==== Information given ====

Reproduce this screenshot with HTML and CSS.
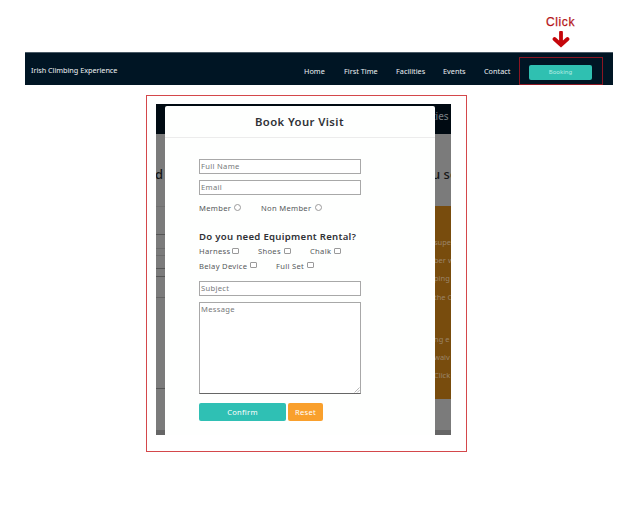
FILE: index.html
```html
<!DOCTYPE html>
<html lang="en">
<head>
<meta charset="utf-8">
<title>Irish Climbing Experience</title>
<link rel="stylesheet" href="styles.css">
</head>
<body>
<div class="hint">
  <span class="hint-text">Click</span>
  <svg class="hint-arrow" width="18" height="17" viewBox="0 0 18 17"><path d="M9 1.5V13M2.5 8L9 14L15.5 8" fill="none" stroke="#c5060b" stroke-width="3.8" stroke-linecap="round"/></svg>
</div>
<nav class="nav">
  <span class="brand">Irish Climbing Experience</span>
  <div class="links">
    <a class="l-home">Home</a><a class="l-first">First Time</a><a class="l-fac">Facilities</a><a class="l-events">Events</a><a class="l-contact">Contact</a>
  </div>
  <div class="nav-mark"><button class="booking">Booking</button></div>
</nav>
<main class="frame">
  <div class="scene">
    <div class="page-top"><span>ties</span></div>
    <div class="page-title"><span class="title-start">d</span><span class="title-end">u so</span></div>
    <div class="page-cols">
      <div class="col-left"><i class="g0"></i><i class="g1"></i><i class="g2"></i><i class="g3"></i><i class="g4"></i><i class="g5"></i><i class="g6"></i><i class="g7"></i></div>
      <div class="col-right">
        <p>supe</p><p>ber w</p><p>ping</p><p>the C</p><p class="gap"></p><p>ng e</p><p>waiv</p><p>Click</p>
      </div>
    </div>
    <div class="page-end"></div>
    <section class="modal">
      <h2 class="modal-title"><span>Book Your Visit</span></h2>
      <form class="form">
        <div class="field"><span>Full Name</span></div>
        <div class="field second"><span>Email</span></div>
        <div class="choices member">
          <label class="c-member"><span>Member</span><i class="radio"></i></label>
          <label class="c-non"><span>Non Member</span><i class="radio"></i></label>
        </div>
        <h3 class="question"><span>Do you need Equipment Rental?</span></h3>
        <div class="choices">
          <label class="c-harness"><span>Harness</span><i class="check"></i></label>
          <label class="c-shoes"><span>Shoes</span><i class="check"></i></label>
          <label class="c-chalk"><span>Chalk</span><i class="check"></i></label>
        </div>
        <div class="choices">
          <label class="c-belay"><span>Belay Device</span><i class="check"></i></label>
          <label class="c-full"><span>Full Set</span><i class="check"></i></label>
        </div>
        <div class="field subject"><span>Subject</span></div>
        <div class="field message"><span>Message</span>
          <svg class="grip" width="6" height="6" viewBox="0 0 6 6"><path d="M0.5 5.5L5.5 0.5M3.2 5.5L5.5 3.2" stroke="#999" stroke-width=".7"/></svg>
        </div>
        <div class="actions"><button class="btn confirm">Confirm</button><button class="btn reset">Reset</button></div>
      </form>
    </section>
  </div>
</main>
</body>
</html>
```
FILE: styles.css
```css
* { box-sizing: border-box; }
body { margin: 0; width: 636px; height: 508px; overflow: hidden; background: #fff; font-family: "Noto Sans", "Open Sans", sans-serif; }
h2, h3, p { margin: 0; }
button { border: 0; padding: 0; font-family: inherit; color: #fff; }
span, a { white-space: nowrap; }

.hint { height: 52px; padding: 15px 0 0 545px; width: 576px; display: flex; flex-direction: column; align-items: center; }
.hint-text { font: 12px/15px "Liberation Sans", sans-serif; letter-spacing: .6px; color: #b5161a; -webkit-text-stroke: .25px #b5161a; }
.hint-arrow { margin-top: 1px; flex: none; }

.nav { margin-left: 25px; width: 588px; height: 33px; border-top: 1px solid #4a5a66; background: #001524; color: #eef2f4; display: flex; padding-left: 6px; font-size: 7.3px; line-height: 10px; }
.brand { width: 273px; padding-top: 12px; letter-spacing: -.04px; }
.links { width: 215px; padding-top: 13px; display: flex; }
.l-home { width: 40px; }
.l-first { width: 52px; }
.l-fac { width: 47px; }
.l-events { width: 41px; }
.nav-mark { width: 84px; height: 28px; margin-top: 4px; border: 1px solid #8c1522; padding: 7px 0 0 9px; display: flex; }
.booking { width: 63px; height: 15px; border-radius: 2px; background: #2fc0b1; font-size: 6px; line-height: 15px; color: #b8eee5; }

.frame { margin: 10px 0 0 146px; width: 321px; height: 357px; border: 1px solid #d4484b; padding: 8px 0 0 9px; }
.scene { position: relative; width: 295px; height: 331px; overflow: hidden; background: #7b7b7b; }
.page-top { height: 30px; background: #000a12; color: #7b8084; font-size: 10px; line-height: 24px; padding-left: 276px; }
.page-title { height: 72px; padding: 28px 0 0; display: flex; color: #151515; font-size: 13px; line-height: 24px; font-weight: 500; }
.title-start { flex: none; width: 276px; text-indent: -1px; }
.title-end { letter-spacing: .2px; word-spacing: -.5px; }
.page-cols { display: flex; justify-content: space-between; height: 193px; }
.col-left { width: 9px; display: flex; flex-direction: column; }
.col-left i { display: block; border-bottom: 1px solid #555; }
.g0 { height: 1px; opacity: .3; }
.g1 { height: 28px; }
.g2 { height: 14px; opacity: .4; }
.g3 { height: 7px; opacity: .4; }
.g4 { height: 13px; }
.g5 { height: 8px; }
.g6 { height: 21px; opacity: .6; }
.g7 { height: 91px; }
.col-right { width: 16px; background: #784c0d; padding-top: 27px; overflow: hidden; color: #9a8468; font-size: 7.5px; }
.col-right p { height: 18.2px; line-height: 18px; white-space: nowrap; text-indent: -1px; }
.col-right .gap { height: 24px; }
.page-end { height: 36px; border-bottom: 5px solid #666; }

.modal { position: absolute; left: 9px; top: 2px; width: 270px; height: 329px; background: #fefffe; border-radius: 2px 2px 0 0; }
.modal-title { height: 32px; border-bottom: 1px solid #ececec; padding-left: 90px; font-size: 11.3px; line-height: 31px; font-weight: 600; color: #303236; letter-spacing: .4px; }
.form { padding: 21px 0 0 34px; color: #55585a; font-size: 7.6px; letter-spacing: .3px; }
.field { width: 162px; height: 15px; border: 1px solid #a8a8a8; padding-left: 1px; line-height: 13px; color: #77797b; background: #fff; }
.second { margin-top: 6px; }
.choices { height: 14.5px; display: flex; line-height: 14px; }
.choices label { display: flex; align-items: center; justify-content: space-between; }
.member { margin-top: 6px; height: 29px; align-items: flex-start; }
.radio, .check { width: 7px; height: 6px; border: 1px solid #9a9a9a; background: #fff; flex: none; }
.radio { height: 7px; border-radius: 50%; margin-top: -1px; }
.check { border-radius: 1px; margin-top: -1px; }
.c-member { width: 42px; margin-right: 20px; }
.c-non { width: 61px; }
.c-harness { width: 40px; margin-right: 19px; }
.c-shoes { width: 33px; margin-right: 19px; }
.c-chalk { width: 31px; }
.c-belay { width: 58px; margin-right: 19px; }
.c-full { width: 38px; }
.question { height: 14px; font-size: 9.6px; line-height: 14px; font-weight: 600; color: #303236; letter-spacing: .28px; }
.subject { margin-top: 8px; }
.message { position: relative; margin-top: 6px; height: 92px; border-bottom-color: #666; }
.grip { position: absolute; right: 0; bottom: 0; }
.actions { display: flex; gap: 2px; margin-top: 9px; }
.btn { height: 18px; border-radius: 2px; font-size: 7.6px; line-height: 18px; letter-spacing: .25px; }
.confirm { width: 87px; background: #2fc0b4; }
.reset { width: 35px; background: #f9a02c; }
```
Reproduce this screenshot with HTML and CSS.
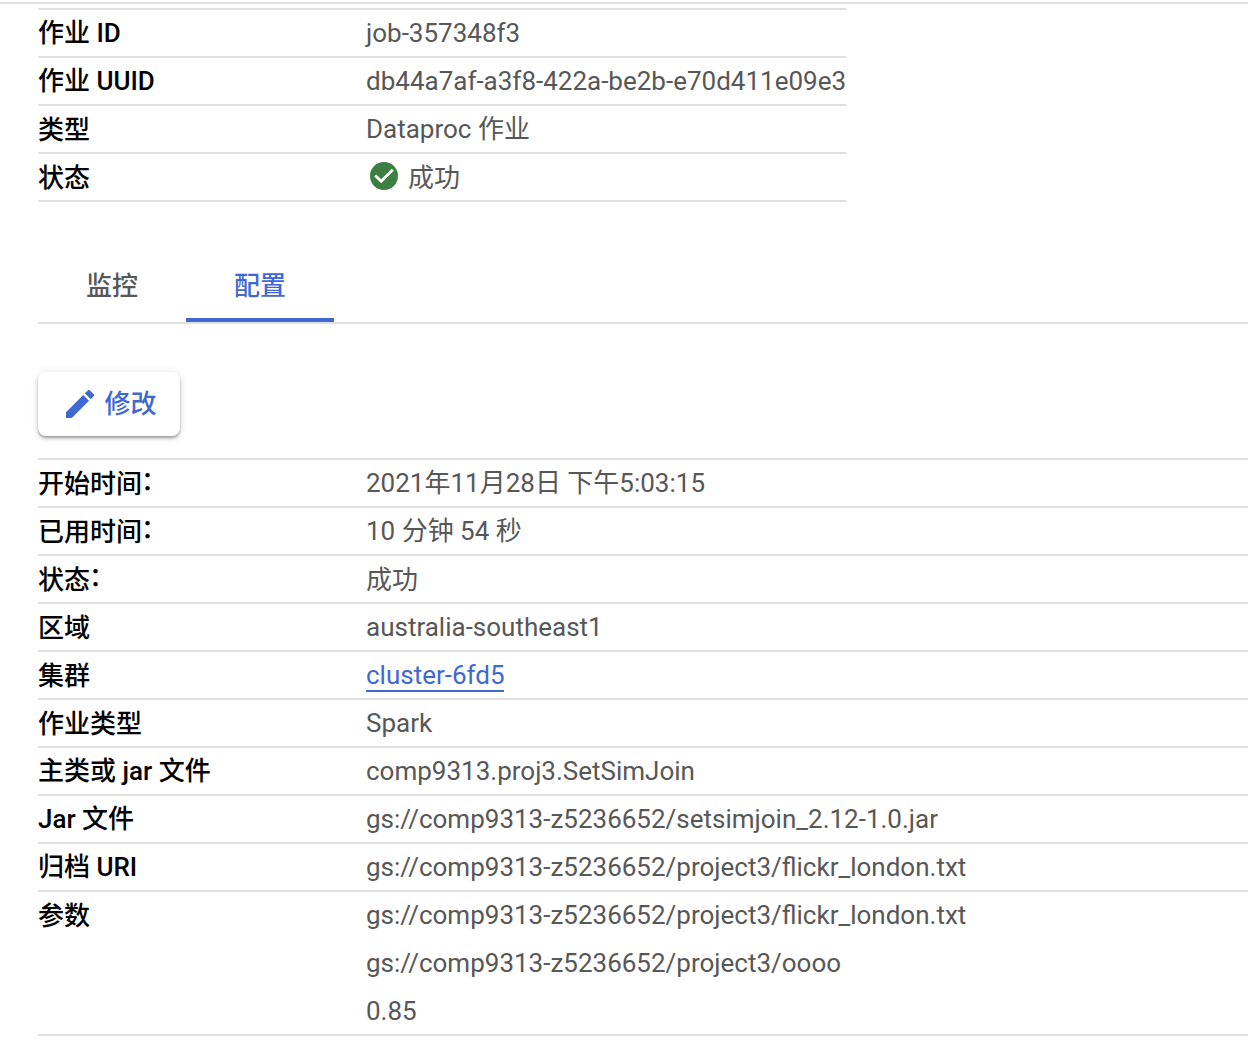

====

• Task to complete
Retype all of the entries exactly as written, leaving out any images.

• Exercise answer
Reproduce this screenshot with HTML and CSS.
FILE: index.html
```html
<!DOCTYPE html>
<html lang="en">
<head>
<meta charset="utf-8">
<title>Irish Climbing Experience</title>
<link rel="stylesheet" href="styles.css">
</head>
<body>
<div class="hint">
  <span class="hint-text">Click</span>
  <svg class="hint-arrow" width="18" height="17" viewBox="0 0 18 17"><path d="M9 1.5V13M2.5 8L9 14L15.5 8" fill="none" stroke="#c5060b" stroke-width="3.8" stroke-linecap="round"/></svg>
</div>
<nav class="nav">
  <span class="brand">Irish Climbing Experience</span>
  <div class="links">
    <a class="l-home">Home</a><a class="l-first">First Time</a><a class="l-fac">Facilities</a><a class="l-events">Events</a><a class="l-contact">Contact</a>
  </div>
  <div class="nav-mark"><button class="booking">Booking</button></div>
</nav>
<main class="frame">
  <div class="scene">
    <div class="page-top"><span>ties</span></div>
    <div class="page-title"><span class="title-start">d</span><span class="title-end">u so</span></div>
    <div class="page-cols">
      <div class="col-left"><i class="g0"></i><i class="g1"></i><i class="g2"></i><i class="g3"></i><i class="g4"></i><i class="g5"></i><i class="g6"></i><i class="g7"></i></div>
      <div class="col-right">
        <p>supe</p><p>ber w</p><p>ping</p><p>the C</p><p class="gap"></p><p>ng e</p><p>waiv</p><p>Click</p>
      </div>
    </div>
    <div class="page-end"></div>
    <section class="modal">
      <h2 class="modal-title"><span>Book Your Visit</span></h2>
      <form class="form">
        <div class="field"><span>Full Name</span></div>
        <div class="field second"><span>Email</span></div>
        <div class="choices member">
          <label class="c-member"><span>Member</span><i class="radio"></i></label>
          <label class="c-non"><span>Non Member</span><i class="radio"></i></label>
        </div>
        <h3 class="question"><span>Do you need Equipment Rental?</span></h3>
        <div class="choices">
          <label class="c-harness"><span>Harness</span><i class="check"></i></label>
          <label class="c-shoes"><span>Shoes</span><i class="check"></i></label>
          <label class="c-chalk"><span>Chalk</span><i class="check"></i></label>
        </div>
        <div class="choices">
          <label class="c-belay"><span>Belay Device</span><i class="check"></i></label>
          <label class="c-full"><span>Full Set</span><i class="check"></i></label>
        </div>
        <div class="field subject"><span>Subject</span></div>
        <div class="field message"><span>Message</span>
          <svg class="grip" width="6" height="6" viewBox="0 0 6 6"><path d="M0.5 5.5L5.5 0.5M3.2 5.5L5.5 3.2" stroke="#999" stroke-width=".7"/></svg>
        </div>
        <div class="actions"><button class="btn confirm">Confirm</button><button class="btn reset">Reset</button></div>
      </form>
    </section>
  </div>
</main>
</body>
</html>
```
FILE: styles.css
```css
* { box-sizing: border-box; }
body { margin: 0; width: 636px; height: 508px; overflow: hidden; background: #fff; font-family: "Noto Sans", "Open Sans", sans-serif; }
h2, h3, p { margin: 0; }
button { border: 0; padding: 0; font-family: inherit; color: #fff; }
span, a { white-space: nowrap; }

.hint { height: 52px; padding: 15px 0 0 545px; width: 576px; display: flex; flex-direction: column; align-items: center; }
.hint-text { font: 12px/15px "Liberation Sans", sans-serif; letter-spacing: .6px; color: #b5161a; -webkit-text-stroke: .25px #b5161a; }
.hint-arrow { margin-top: 1px; flex: none; }

.nav { margin-left: 25px; width: 588px; height: 33px; border-top: 1px solid #4a5a66; background: #001524; color: #eef2f4; display: flex; padding-left: 6px; font-size: 7.3px; line-height: 10px; }
.brand { width: 273px; padding-top: 12px; letter-spacing: -.04px; }
.links { width: 215px; padding-top: 13px; display: flex; }
.l-home { width: 40px; }
.l-first { width: 52px; }
.l-fac { width: 47px; }
.l-events { width: 41px; }
.nav-mark { width: 84px; height: 28px; margin-top: 4px; border: 1px solid #8c1522; padding: 7px 0 0 9px; display: flex; }
.booking { width: 63px; height: 15px; border-radius: 2px; background: #2fc0b1; font-size: 6px; line-height: 15px; color: #b8eee5; }

.frame { margin: 10px 0 0 146px; width: 321px; height: 357px; border: 1px solid #d4484b; padding: 8px 0 0 9px; }
.scene { position: relative; width: 295px; height: 331px; overflow: hidden; background: #7b7b7b; }
.page-top { height: 30px; background: #000a12; color: #7b8084; font-size: 10px; line-height: 24px; padding-left: 276px; }
.page-title { height: 72px; padding: 28px 0 0; display: flex; color: #151515; font-size: 13px; line-height: 24px; font-weight: 500; }
.title-start { flex: none; width: 276px; text-indent: -1px; }
.title-end { letter-spacing: .2px; word-spacing: -.5px; }
.page-cols { display: flex; justify-content: space-between; height: 193px; }
.col-left { width: 9px; display: flex; flex-direction: column; }
.col-left i { display: block; border-bottom: 1px solid #555; }
.g0 { height: 1px; opacity: .3; }
.g1 { height: 28px; }
.g2 { height: 14px; opacity: .4; }
.g3 { height: 7px; opacity: .4; }
.g4 { height: 13px; }
.g5 { height: 8px; }
.g6 { height: 21px; opacity: .6; }
.g7 { height: 91px; }
.col-right { width: 16px; background: #784c0d; padding-top: 27px; overflow: hidden; color: #9a8468; font-size: 7.5px; }
.col-right p { height: 18.2px; line-height: 18px; white-space: nowrap; text-indent: -1px; }
.col-right .gap { height: 24px; }
.page-end { height: 36px; border-bottom: 5px solid #666; }

.modal { position: absolute; left: 9px; top: 2px; width: 270px; height: 329px; background: #fefffe; border-radius: 2px 2px 0 0; }
.modal-title { height: 32px; border-bottom: 1px solid #ececec; padding-left: 90px; font-size: 11.3px; line-height: 31px; font-weight: 600; color: #303236; letter-spacing: .4px; }
.form { padding: 21px 0 0 34px; color: #55585a; font-size: 7.6px; letter-spacing: .3px; }
.field { width: 162px; height: 15px; border: 1px solid #a8a8a8; padding-left: 1px; line-height: 13px; color: #77797b; background: #fff; }
.second { margin-top: 6px; }
.choices { height: 14.5px; display: flex; line-height: 14px; }
.choices label { display: flex; align-items: center; justify-content: space-between; }
.member { margin-top: 6px; height: 29px; align-items: flex-start; }
.radio, .check { width: 7px; height: 6px; border: 1px solid #9a9a9a; background: #fff; flex: none; }
.radio { height: 7px; border-radius: 50%; margin-top: -1px; }
.check { border-radius: 1px; margin-top: -1px; }
.c-member { width: 42px; margin-right: 20px; }
.c-non { width: 61px; }
.c-harness { width: 40px; margin-right: 19px; }
.c-shoes { width: 33px; margin-right: 19px; }
.c-chalk { width: 31px; }
.c-belay { width: 58px; margin-right: 19px; }
.c-full { width: 38px; }
.question { height: 14px; font-size: 9.6px; line-height: 14px; font-weight: 600; color: #303236; letter-spacing: .28px; }
.subject { margin-top: 8px; }
.message { position: relative; margin-top: 6px; height: 92px; border-bottom-color: #666; }
.grip { position: absolute; right: 0; bottom: 0; }
.actions { display: flex; gap: 2px; margin-top: 9px; }
.btn { height: 18px; border-radius: 2px; font-size: 7.6px; line-height: 18px; letter-spacing: .25px; }
.confirm { width: 87px; background: #2fc0b4; }
.reset { width: 35px; background: #f9a02c; }
```
Reproduce this screenshot with HTML and CSS.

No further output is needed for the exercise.